The Atrium. This room was designed to bring light into the center of the house. An opening roughly eighteen feet on each side penetrates the two uppermost floors of the building and is capped by a skylight. At the first floor, the atrium features eight green Irish marble columns with bronze capitals and bases.

The Salon. The original decor (no longer existent) of this room was said to have been imported in its entirety from an 18th century French chateau. The room features a 12-foot-high white marble fireplace with a rose marble inset. The room is paneled in a light, soft wood which appears to have been sandblasted. There are large wooden columns, pediments, and cornices and a plaster barrel vaulted ceiling.

The Library. This room was designed to conceal books behind a system of large wooden panels which are detailed with concealed hardware. The panels are flanked by large wooden columns, and all of the woodwork was originally a dark mahogany. There is an elaborately coffered ceiling and rust-colored marble fireplace.

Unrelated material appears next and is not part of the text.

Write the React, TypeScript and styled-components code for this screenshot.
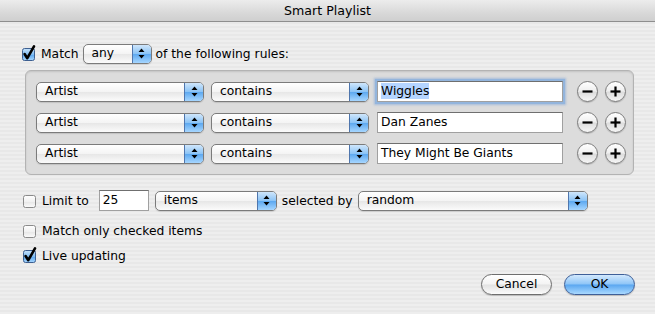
import React, { ReactNode } from 'react';
import styled, { createGlobalStyle } from 'styled-components';

const GlobalStyle = createGlobalStyle`
  html, body {
    margin: 0;
    padding: 0;
    background: #e8e8e8;
  }
  * {
    box-sizing: border-box;
  }
`;

const Window = styled.div`
  width: 655px;
  height: 314px;
  display: flex;
  flex-direction: column;
  font-family: 'DejaVu Sans', 'Liberation Sans', sans-serif;
  font-size: 12.3px;
  color: #000;
  background: repeating-linear-gradient(
    to bottom,
    #eeeeee 0,
    #eeeeee 2px,
    #e8e8e8 2px,
    #e8e8e8 4px
  );
  overflow: hidden;
`;

const TitleBar = styled.div`
  height: 22px;
  flex: none;
  display: flex;
  align-items: center;
  justify-content: center;
  background: linear-gradient(#ececec, #d9d9d9 60%, #cfcfcf);
  border-bottom: 1px solid #8e8e8e;
  font-size: 12.6px;
  padding-bottom: 1px;
`;

const Content = styled.div`
  flex: 1;
  display: flex;
  flex-direction: column;
  padding: 21px 20px 0 21px;
`;

const Line = styled.div<{ $gap?: number }>`
  display: flex;
  align-items: center;
  gap: ${(p) => p.$gap ?? 5}px;
  height: 21px;
  white-space: nowrap;
`;

const CheckLabel = styled.label<{ $mt?: number }>`
  display: flex;
  align-items: center;
  gap: 5px;
  height: 21px;
  margin-top: ${(p) => p.$mt ?? 0}px;
  white-space: nowrap;
`;

const BoxWrap = styled.span`
  width: 15px;
  height: 15px;
  flex: none;
  display: flex;
  svg {
    overflow: visible;
  }
`;

const Checkbox = ({ checked }: { checked?: boolean }) => (
  <BoxWrap>
    <svg width="15" height="15" viewBox="0 0 15 15">
      <defs>
        <linearGradient id="cbBlue" x1="0" y1="0" x2="0" y2="1">
          <stop offset="0" stopColor="#c8e3fb" />
          <stop offset="0.5" stopColor="#7fbcf2" />
          <stop offset="0.52" stopColor="#5aa6ee" />
          <stop offset="1" stopColor="#a9d8ff" />
        </linearGradient>
        <linearGradient id="cbWhite" x1="0" y1="0" x2="0" y2="1">
          <stop offset="0" stopColor="#ffffff" />
          <stop offset="0.5" stopColor="#f1f1f1" />
          <stop offset="0.52" stopColor="#e6e6e6" />
          <stop offset="1" stopColor="#fbfbfb" />
        </linearGradient>
      </defs>
      <rect
        x="1.5"
        y="2.5"
        width="12"
        height="12"
        rx="2"
        fill={checked ? 'url(#cbBlue)' : 'url(#cbWhite)'}
        stroke={checked ? '#3d5f90' : '#8a8a8a'}
      />
      {checked && (
        <path
          d="M3.6 8 L6.3 12.2 L13 0.3"
          fill="none"
          stroke="#000"
          strokeWidth="2.6"
          strokeLinecap="round"
          strokeLinejoin="round"
        />
      )}
    </svg>
  </BoxWrap>
);

const PopupBox = styled.div<{ $w: number }>`
  width: ${(p) => p.$w}px;
  height: 20px;
  flex: none;
  display: flex;
  border: 1px solid #7b7b7b;
  border-radius: 5px;
  background: linear-gradient(#ffffff, #f4f4f4 48%, #e7e7e7 52%, #fbfbfb);
  box-shadow: 0 1px 1px rgba(0, 0, 0, 0.12);
  overflow: hidden;
`;

const PopupLabel = styled.span<{ $pad?: number }>`
  flex: 1;
  display: flex;
  align-items: center;
  padding-left: ${(p) => p.$pad ?? 8}px;
  padding-bottom: 1px;
`;

const PopupArrows = styled.span`
  width: 19px;
  flex: none;
  display: flex;
  align-items: center;
  justify-content: center;
  border-left: 1px solid #4f76ad;
  background: linear-gradient(#cfe6fb, #8cc4f6 48%, #5ea9f0 52%, #a6d6ff);
`;

const Popup = ({ width, pad, children }: { width: number; pad?: number; children: ReactNode }) => (
  <PopupBox $w={width}>
    <PopupLabel $pad={pad}>{children}</PopupLabel>
    <PopupArrows>
      <svg width="7" height="11" viewBox="0 0 7 11">
        <path d="M3.5 0.5 L6.5 4 L0.5 4 Z M3.5 10.5 L6.5 7 L0.5 7 Z" fill="#000" />
      </svg>
    </PopupArrows>
  </PopupBox>
);

const Field = styled.div<{ $w: number; $focused?: boolean }>`
  width: ${(p) => p.$w}px;
  height: 21px;
  flex: none;
  display: flex;
  align-items: center;
  padding: 0 0 1px 3px;
  background: #fff;
  border: 1px solid #a0a0a0;
  border-top-color: #6f6f6f;
  box-shadow: ${(p) =>
    p.$focused ? '0 0 0 2px #93b5dd, 0 0 2px 3px rgba(120, 160, 215, 0.55)' : 'none'};
`;

const Selected = styled.span`
  background: #b5d5ff;
  padding: 1px 0;
`;

const Panel = styled.div`
  margin: 6px 0 0 4px;
  width: 609px;
  height: 105px;
  display: flex;
  flex-direction: column;
  gap: 10px;
  padding: 10px 0 0 10px;
  background: #dcdcdc;
  border: 1px solid #b3b3b3;
  border-radius: 6px;
  box-shadow: inset 0 1px 2px rgba(0, 0, 0, 0.12);
`;

const RuleRow = styled.div`
  display: flex;
  align-items: center;
  height: 21px;
`;

const RoundButton = styled.div<{ $ml: number }>`
  width: 21px;
  height: 21px;
  flex: none;
  margin-left: ${(p) => p.$ml}px;
  border-radius: 50%;
  border: 1px solid #7c7c7c;
  background: linear-gradient(#ffffff, #efefef 48%, #dcdcdc 52%, #f6f6f6);
  box-shadow: 0 1px 1px rgba(0, 0, 0, 0.18);
  display: flex;
  align-items: center;
  justify-content: center;
`;

const Sign = ({ plus }: { plus?: boolean }) => (
  <svg width="11" height="11" viewBox="0 0 11 11">
    <rect x="0.5" y="4.4" width="10" height="2.2" fill="#000" />
    {plus && <rect x="4.4" y="0.5" width="2.2" height="10" fill="#000" />}
  </svg>
);

const Rule = ({ value, focused }: { value: string; focused?: boolean }) => (
  <RuleRow>
    <Popup width={168}>Artist</Popup>
    <Spacer $w={7} />
    <Popup width={158}>contains</Popup>
    <Spacer $w={8} />
    <Field $w={186} $focused={focused}>
      {focused ? <Selected>{value}</Selected> : value}
    </Field>
    <RoundButton $ml={14}>
      <Sign />
    </RoundButton>
    <RoundButton $ml={7}>
      <Sign plus />
    </RoundButton>
  </RuleRow>
);

const Spacer = styled.span<{ $w: number }>`
  width: ${(p) => p.$w}px;
  flex: none;
`;

const Options = styled.div`
  margin-top: 15px;
  display: flex;
  flex-direction: column;
  padding-left: 1px;
`;

const Footer = styled.div`
  margin-top: 8px;
  display: flex;
  justify-content: flex-end;
  gap: 12px;
`;

const PillButton = styled.button<{ $primary?: boolean }>`
  width: 71px;
  height: 21px;
  border-radius: 11px;
  font-family: inherit;
  font-size: 12.3px;
  color: #000;
  padding: 0 0 1px;
  border: 1px solid ${(p) => (p.$primary ? '#3e5f98' : '#6e6e6e')};
  background: ${(p) =>
    p.$primary
      ? 'linear-gradient(#d2e8fd, #8ec5f7 48%, #5aa6f0 52%, #a9d9ff)'
      : 'linear-gradient(#ffffff, #f3f3f3 48%, #e2e2e2 52%, #fbfbfb)'};
  box-shadow: 0 1px 1px rgba(0, 0, 0, 0.2);
`;

export default function App() {
  return (
    <Window>
      <GlobalStyle />
      <TitleBar>Smart Playlist</TitleBar>
      <Content>
        <Line $gap={4}>
          <CheckLabel>
            <Checkbox checked />
            Match
          </CheckLabel>
          <Popup width={69}>any</Popup>
          <span>of the following rules:</span>
        </Line>
        <Panel>
          <Rule value="Wiggles" focused />
          <Rule value="Dan Zanes" />
          <Rule value="They Might Be Giants" />
        </Panel>
        <Options>
          <Line $gap={0}>
            <CheckLabel>
              <Checkbox />
              Limit to
            </CheckLabel>
            <Spacer $w={10} />
            <Field $w={50}>25</Field>
            <Spacer $w={6} />
            <Popup width={122}>items</Popup>
            <Spacer $w={5} />
            <span>selected by</span>
            <Spacer $w={5} />
            <Popup width={230}>random</Popup>
          </Line>
          <CheckLabel $mt={9}>
            <Checkbox />
            Match only checked items
          </CheckLabel>
          <CheckLabel $mt={4}>
            <Checkbox checked />
            Live updating
          </CheckLabel>
        </Options>
        <Footer>
          <PillButton>Cancel</PillButton>
          <PillButton $primary>OK</PillButton>
        </Footer>
      </Content>
    </Window>
  );
}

The Dining Room. This room was also paneled in two dark-colored woods and originally featured accents of gold-tooled green leather. The leather has been removed. There is a beamed ceiling with gothic detailing and an enormous fireplace with dark green marble facing and a wooden mantel supported by two nearly life-size carved figures of Bacchus.

The Ballroom. In the basement, there is a large hall of mirrors which runs the entire width of the house. Each wall features panels of mirrors framed by elaborate gilded boiserie. There are raised platforms at each end which were designed to be used as stages for musical performances. The finishes in this room were restored to their original character in 1982, although the original silvering on the mirrors remains.

Second Floor Living Room. The second largest room in the house, it originally featured a dark wooden wainscot and beamed ceiling. It, too, has a large fireplace, this one in tan stone with an arched opening.